1. An electrical heating apparatus for use in heating articles of apparel comprising:

(a) an elongated, negative bus constructed from a flexible electrically conductive material;

(b) an elongated, positive bus constructed from a flexible electrically conductive material; and

(c) a heater arm having a plurality of interconnected segments, each segment comprising a stretchable core and a plurality of silver-plated filaments intertwined with said stretchable core, said heater arm having first extremity connected to negative bus and a second extremity connected to positive bus.

2. The apparatus as defined in claim 1 further including a controller assembly connected said negative and positive buses for controlling the flow of electricity thereto.

3. The apparatus as defined in claim 1 in which said stretchable core comprises Spandex.

4. The apparatus as defined in claim 1 in which said plurality of silver-plated filaments comprise silver-plated nylon filaments.

5. The apparatus as defined in claim 1 in which said flexible electrically conductive material from which said busses are constructed comprises yarn that includes a plurality of silver-plated filaments.

6. The apparatus as defined in claim 1 in which said stretchable core and said plurality of silver-plated filaments are braided together.

7. The apparatus as defined in claim 1 in which said stretchable core and said plurality of silver-plated filaments are spiral-wound together.

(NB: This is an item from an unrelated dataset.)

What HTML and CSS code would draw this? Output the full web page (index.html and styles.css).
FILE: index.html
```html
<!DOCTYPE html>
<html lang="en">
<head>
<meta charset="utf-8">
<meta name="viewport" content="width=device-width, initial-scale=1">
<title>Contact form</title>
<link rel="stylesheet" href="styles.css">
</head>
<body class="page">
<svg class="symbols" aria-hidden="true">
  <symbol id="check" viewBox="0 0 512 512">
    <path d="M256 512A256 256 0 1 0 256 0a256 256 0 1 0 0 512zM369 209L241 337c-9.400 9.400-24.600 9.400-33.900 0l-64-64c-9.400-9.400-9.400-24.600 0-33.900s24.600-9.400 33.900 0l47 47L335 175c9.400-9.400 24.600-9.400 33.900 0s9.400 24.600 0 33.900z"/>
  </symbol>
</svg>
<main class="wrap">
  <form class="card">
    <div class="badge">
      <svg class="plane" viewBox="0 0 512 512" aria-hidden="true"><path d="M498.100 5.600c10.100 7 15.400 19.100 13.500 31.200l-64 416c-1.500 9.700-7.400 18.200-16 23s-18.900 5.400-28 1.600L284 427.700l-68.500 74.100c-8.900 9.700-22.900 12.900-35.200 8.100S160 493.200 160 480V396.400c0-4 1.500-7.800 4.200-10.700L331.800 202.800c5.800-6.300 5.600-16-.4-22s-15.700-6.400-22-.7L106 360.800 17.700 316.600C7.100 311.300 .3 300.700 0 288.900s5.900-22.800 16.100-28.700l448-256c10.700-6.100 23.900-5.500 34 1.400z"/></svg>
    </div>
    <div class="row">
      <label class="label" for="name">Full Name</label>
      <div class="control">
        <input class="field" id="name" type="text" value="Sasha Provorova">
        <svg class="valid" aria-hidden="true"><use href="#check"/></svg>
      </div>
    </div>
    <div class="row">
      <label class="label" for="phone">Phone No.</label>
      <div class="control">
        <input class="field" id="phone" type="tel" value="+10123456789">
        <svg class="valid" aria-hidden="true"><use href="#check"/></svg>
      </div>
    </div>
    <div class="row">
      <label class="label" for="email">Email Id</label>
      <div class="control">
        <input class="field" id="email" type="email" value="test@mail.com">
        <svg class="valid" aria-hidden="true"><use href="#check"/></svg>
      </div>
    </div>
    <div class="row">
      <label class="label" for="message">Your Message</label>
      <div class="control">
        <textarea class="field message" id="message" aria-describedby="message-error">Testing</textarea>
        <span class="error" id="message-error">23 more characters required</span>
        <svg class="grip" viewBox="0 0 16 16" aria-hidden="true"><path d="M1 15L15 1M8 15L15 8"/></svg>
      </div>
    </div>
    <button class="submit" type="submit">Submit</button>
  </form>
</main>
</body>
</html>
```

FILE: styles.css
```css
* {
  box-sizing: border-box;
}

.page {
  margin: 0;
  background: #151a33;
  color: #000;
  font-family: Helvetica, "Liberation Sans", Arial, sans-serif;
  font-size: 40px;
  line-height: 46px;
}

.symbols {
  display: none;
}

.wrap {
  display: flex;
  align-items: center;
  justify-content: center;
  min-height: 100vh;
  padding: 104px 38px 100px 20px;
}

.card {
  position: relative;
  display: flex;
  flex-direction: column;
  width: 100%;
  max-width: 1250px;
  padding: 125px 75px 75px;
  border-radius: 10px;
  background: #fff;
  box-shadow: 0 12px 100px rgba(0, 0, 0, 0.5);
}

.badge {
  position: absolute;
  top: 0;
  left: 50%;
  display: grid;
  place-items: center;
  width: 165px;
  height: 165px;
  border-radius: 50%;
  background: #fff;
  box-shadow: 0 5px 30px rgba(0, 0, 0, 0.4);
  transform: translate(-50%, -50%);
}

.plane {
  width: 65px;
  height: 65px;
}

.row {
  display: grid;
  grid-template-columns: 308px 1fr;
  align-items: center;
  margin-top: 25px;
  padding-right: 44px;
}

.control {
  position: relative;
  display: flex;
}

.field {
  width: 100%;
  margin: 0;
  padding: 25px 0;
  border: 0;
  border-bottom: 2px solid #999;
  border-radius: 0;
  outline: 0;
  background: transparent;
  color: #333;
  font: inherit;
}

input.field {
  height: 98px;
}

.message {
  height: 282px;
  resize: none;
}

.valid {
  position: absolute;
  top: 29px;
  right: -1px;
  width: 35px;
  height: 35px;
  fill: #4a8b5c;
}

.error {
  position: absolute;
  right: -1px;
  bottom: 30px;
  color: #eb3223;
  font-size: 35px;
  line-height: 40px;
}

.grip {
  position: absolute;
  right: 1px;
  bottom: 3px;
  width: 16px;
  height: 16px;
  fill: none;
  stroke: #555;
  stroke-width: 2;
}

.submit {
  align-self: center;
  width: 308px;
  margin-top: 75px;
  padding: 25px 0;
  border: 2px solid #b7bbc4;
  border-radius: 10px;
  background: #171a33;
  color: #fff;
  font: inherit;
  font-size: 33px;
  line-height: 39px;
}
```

8. An electrically heated article of apparel comprising:

(a) an inner liner portion;

(b) an outer liner portion superimposed over said inner liner portion; and

(c) an electrical heating harness disposed between said inner liner portion and said outer portion, said electrical heating harness comprising: (i) an elongated, negative bus constructed from a flexible electrically conductive material; (ii) an elongated, positive bus constructed from a flexible electrically conductive material; and (iii) a plurality of heater arms, each said heater arm having a plurality of interconnected segments, each segment comprising a stretchable core and a plurality of silver-plated filaments intertwined with said stretchable core, each said heater arm having first extremity connected to negative bus and a second extremity connected to positive bus.

9. The article as defined in claim 8 further including a controller assembly connected to said negative and positive buses of said heating harness for controlling the flow of electricity thereto.

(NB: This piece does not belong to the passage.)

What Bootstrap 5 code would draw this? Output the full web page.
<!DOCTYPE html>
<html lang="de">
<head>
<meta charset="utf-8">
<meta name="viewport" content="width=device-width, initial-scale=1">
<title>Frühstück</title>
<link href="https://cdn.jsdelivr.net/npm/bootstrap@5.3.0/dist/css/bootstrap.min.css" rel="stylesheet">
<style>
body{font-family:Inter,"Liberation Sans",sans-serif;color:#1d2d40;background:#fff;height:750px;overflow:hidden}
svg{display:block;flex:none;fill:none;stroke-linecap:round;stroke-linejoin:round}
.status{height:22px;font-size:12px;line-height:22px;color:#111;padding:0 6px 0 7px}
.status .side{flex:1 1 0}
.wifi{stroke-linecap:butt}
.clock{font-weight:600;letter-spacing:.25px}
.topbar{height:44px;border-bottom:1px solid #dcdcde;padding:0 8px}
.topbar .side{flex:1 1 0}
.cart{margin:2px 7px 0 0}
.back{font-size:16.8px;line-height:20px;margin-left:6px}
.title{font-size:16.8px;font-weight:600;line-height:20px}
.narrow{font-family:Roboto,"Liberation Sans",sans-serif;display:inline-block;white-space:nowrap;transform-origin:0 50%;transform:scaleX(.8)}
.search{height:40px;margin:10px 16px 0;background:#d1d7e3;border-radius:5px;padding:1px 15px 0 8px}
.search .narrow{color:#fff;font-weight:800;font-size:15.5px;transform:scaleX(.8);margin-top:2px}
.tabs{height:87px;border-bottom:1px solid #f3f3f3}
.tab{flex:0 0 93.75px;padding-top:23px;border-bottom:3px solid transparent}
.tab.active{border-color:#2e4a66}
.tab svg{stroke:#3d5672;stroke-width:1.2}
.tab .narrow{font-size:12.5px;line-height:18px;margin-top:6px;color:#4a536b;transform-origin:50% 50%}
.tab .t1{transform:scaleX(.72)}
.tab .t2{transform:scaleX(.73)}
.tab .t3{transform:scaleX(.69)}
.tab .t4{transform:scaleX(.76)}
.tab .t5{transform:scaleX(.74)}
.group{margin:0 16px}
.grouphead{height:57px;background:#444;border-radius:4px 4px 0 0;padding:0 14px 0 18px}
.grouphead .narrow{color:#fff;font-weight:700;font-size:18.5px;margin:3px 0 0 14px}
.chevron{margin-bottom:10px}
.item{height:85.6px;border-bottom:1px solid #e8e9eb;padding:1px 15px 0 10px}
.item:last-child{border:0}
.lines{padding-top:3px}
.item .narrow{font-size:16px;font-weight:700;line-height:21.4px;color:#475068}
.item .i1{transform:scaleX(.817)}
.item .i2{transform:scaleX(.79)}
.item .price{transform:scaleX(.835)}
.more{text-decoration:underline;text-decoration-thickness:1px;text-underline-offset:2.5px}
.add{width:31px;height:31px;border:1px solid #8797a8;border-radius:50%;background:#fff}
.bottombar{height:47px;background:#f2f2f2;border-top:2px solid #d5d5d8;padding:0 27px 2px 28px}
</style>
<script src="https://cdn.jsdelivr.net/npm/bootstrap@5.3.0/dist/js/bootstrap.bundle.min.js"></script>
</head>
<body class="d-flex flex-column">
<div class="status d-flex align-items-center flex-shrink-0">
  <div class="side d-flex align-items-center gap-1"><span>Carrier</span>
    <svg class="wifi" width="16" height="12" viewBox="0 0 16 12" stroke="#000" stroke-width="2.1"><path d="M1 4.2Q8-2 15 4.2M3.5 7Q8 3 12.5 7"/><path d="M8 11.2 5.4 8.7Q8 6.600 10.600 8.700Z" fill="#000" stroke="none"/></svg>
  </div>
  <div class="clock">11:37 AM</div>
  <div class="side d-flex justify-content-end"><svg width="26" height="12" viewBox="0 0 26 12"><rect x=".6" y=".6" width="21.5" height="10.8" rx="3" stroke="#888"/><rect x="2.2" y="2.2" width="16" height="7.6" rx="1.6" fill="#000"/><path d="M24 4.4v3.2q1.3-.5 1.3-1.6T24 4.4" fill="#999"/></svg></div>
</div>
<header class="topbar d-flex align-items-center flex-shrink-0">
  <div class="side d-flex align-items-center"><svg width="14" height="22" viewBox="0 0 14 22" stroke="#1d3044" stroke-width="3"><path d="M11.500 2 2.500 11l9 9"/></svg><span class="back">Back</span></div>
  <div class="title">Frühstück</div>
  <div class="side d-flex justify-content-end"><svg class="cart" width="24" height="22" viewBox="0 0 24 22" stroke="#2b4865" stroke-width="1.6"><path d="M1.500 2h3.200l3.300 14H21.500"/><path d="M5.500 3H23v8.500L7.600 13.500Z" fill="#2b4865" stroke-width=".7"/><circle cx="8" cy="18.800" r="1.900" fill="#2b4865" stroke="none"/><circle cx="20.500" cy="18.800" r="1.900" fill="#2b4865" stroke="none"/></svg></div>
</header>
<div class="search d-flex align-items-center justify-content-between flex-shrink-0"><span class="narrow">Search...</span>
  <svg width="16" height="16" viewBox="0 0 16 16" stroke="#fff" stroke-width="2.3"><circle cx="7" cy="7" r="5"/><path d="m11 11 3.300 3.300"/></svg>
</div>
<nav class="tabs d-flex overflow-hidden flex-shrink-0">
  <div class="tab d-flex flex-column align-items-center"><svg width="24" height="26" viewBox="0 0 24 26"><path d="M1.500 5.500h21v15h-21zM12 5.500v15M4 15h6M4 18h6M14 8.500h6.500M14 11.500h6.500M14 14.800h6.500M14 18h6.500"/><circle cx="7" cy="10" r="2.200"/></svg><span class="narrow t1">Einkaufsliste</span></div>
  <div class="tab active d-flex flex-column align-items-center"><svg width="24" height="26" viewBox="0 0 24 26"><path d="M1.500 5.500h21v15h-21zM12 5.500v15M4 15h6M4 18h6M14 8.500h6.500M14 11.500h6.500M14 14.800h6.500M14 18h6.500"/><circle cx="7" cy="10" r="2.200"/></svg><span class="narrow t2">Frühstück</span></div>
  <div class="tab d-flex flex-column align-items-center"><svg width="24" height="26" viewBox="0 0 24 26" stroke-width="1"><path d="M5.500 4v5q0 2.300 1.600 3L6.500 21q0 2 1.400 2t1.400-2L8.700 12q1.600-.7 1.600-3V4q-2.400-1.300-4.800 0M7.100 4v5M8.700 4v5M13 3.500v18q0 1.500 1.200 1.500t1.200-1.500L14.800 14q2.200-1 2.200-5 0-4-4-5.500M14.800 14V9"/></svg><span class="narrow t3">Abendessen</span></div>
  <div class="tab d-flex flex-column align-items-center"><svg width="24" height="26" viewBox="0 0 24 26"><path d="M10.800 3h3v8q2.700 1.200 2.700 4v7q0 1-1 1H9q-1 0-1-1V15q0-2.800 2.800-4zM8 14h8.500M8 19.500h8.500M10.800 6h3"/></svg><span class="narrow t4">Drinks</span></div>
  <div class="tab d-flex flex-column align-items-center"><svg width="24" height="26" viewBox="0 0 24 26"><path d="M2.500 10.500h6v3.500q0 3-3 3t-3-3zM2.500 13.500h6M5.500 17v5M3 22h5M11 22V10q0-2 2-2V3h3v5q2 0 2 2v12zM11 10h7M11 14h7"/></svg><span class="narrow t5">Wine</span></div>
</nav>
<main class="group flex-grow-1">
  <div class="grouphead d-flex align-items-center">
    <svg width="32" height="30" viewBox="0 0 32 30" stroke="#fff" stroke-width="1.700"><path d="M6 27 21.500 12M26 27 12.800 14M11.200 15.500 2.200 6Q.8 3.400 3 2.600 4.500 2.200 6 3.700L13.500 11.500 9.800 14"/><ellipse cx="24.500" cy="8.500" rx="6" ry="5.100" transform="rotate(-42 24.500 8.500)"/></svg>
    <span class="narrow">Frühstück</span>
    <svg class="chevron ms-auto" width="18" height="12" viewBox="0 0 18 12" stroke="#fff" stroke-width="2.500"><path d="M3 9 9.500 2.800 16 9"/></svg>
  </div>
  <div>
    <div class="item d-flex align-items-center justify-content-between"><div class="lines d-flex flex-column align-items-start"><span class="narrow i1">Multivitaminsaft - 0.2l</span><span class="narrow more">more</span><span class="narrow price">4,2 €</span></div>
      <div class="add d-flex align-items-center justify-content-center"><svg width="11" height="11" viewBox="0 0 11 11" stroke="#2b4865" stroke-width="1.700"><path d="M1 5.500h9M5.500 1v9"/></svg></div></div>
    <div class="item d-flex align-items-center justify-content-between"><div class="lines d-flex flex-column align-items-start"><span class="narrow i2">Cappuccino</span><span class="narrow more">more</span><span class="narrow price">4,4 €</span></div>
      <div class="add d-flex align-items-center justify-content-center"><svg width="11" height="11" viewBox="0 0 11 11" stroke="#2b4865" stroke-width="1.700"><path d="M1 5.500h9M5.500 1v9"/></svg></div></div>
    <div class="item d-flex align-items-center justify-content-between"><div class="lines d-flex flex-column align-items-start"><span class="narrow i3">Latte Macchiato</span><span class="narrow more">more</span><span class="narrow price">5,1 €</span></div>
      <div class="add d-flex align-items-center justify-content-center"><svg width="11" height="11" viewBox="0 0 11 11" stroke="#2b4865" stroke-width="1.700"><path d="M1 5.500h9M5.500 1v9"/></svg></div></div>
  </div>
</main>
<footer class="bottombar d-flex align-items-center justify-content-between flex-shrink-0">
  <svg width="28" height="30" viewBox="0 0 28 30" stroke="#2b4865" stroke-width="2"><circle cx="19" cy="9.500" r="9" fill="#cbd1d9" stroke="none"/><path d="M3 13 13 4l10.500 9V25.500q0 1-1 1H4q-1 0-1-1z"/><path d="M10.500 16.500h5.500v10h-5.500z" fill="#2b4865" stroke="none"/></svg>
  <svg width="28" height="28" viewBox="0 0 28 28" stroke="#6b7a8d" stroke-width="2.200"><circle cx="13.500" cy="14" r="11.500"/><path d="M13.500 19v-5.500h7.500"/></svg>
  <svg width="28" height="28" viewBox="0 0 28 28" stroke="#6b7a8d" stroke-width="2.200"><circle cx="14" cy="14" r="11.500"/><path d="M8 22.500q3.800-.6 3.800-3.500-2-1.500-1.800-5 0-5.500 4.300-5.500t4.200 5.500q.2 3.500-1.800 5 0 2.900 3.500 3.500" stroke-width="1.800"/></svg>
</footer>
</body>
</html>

10. The article as defined in claim 8 in which said inner liner is constructed from fabric.

11. The article as defined in claim 8 in which said inner liner is constructed from an elastomer.

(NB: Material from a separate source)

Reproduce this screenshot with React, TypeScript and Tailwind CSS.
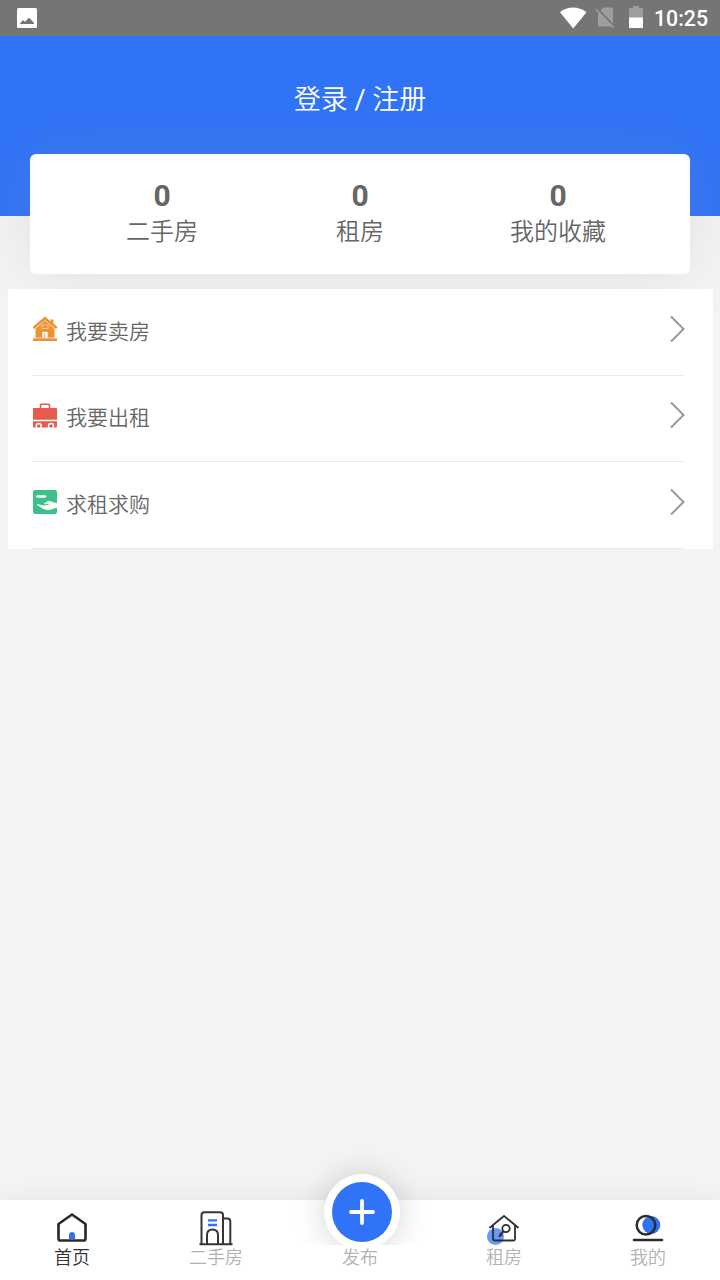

12. The article as defined in claim 8 in which said outer liner is constructed from fabric.

13. The article as defined in claim 8 in which said outer liner is constructed from an elastomer.

14. The article as defined in claim 8 in which said plurality of silver-plated filaments of said segments of said heater arms comprise silver-plated nylon filaments.

15. The article as defined in claim 8 in which said stretchable core comprises Spandex.

16. The apparatus as defined in claim 8 in which said stretchable core and said plurality of silver-plated filaments are braided together.

17. The apparatus as defined in claim 8 in which said stretchable core and said plurality of silver-plated filaments are spiral-wound together.

18. The article as defined in claim 8 in which said flexible electrically conductive material from which said busses are constructed comprises silver-plated filaments.

19. A method of making an electrically heated article of apparel comprising a liner portion having an inner surface and an outer surface, said method comprising the steps of:

(a) constructing a flexible heating harness comprising a positive bus, a spaced-apart negative bus and a plurality of elongated, stretchable heater arms connected to and spanning said positive and negative buses, each said stretchable heater arm comprising a plurality of interconnected segments, each segment comprising a stretchable core and a plurality of silver-plated filaments intertwined with said stretchable core;

(b) interconnecting said flexible heating harness with the liner portion to form a first sub-assembly; and

(c) interconnecting said flexible heating harness of said first sub-assembly with a source of electrical power.

20. The method as defined in claim 19 in which said flexible heating harness further comprises a connector element for interconnection therewith of a controller assembly that includes a source of electrical energy.

21. The method as defined in claim 19, including the further step of prior to interconnecting said harness with said liner portion, coating said silver-coated heating harness with an insulating material.

22. The method as defined in claim 19 in which the electrically heated article of apparel further comprises an outer portion and in which said method includes the further step of interconnecting said first sub-assembly with said outer portion.

23. The method as defined in claim 19 in which the electrically heated article of apparel comprises a glove.

24. A method of making an electrically heated glove constructed of an outer portion having an inner face and an outer face and a liner portion having an inner surface and an outer surface, said method comprising the steps of:

(a) constructing a flexible heating harness comprising a positive bus, a spaced-apart negative bus and a plurality of elongated, stretchable heater arms connected to and spanning said positive and negative buses, each said positive bus, said spaced-apart negative bus and each said stretchable heater arm comprising a plurality of interconnected segments, each segment comprising a stretchable Spandex core and a plurality of silver-plated nylon filaments intertwined with said stretchable Spandex core;

(b) placing the liner portion over a planar mandrel with said first face thereof being located adjacent said mandrel to form a first sub-assembly;

(c) coating said insulated heating harness with an adhesive to form a coated, heating harness;

(d) placing said coated, heating harness over said first sub-assembly to form a second sub-assembly having an outer surface;

(e) coating said outer surface of said second sub-assembly with an adhesive to form a coated second sub-assembly;

(f) placing the outer portion over said coated second sub-assembly with said inner face thereof in engagement with said coated second sub-assembly; and

(g) compressing said coated second sub-assembly to urge said outer fabric portion into engagement with said coated second sub-assembly to form a precursor article.

25. The method as defined in claim 24 in which said adhesive is thermo-setting and in which said method includes the further step of heating said precursor article during the compressing step to a temperature sufficient to bond said outer fabric portion to said coated second sub-assembly.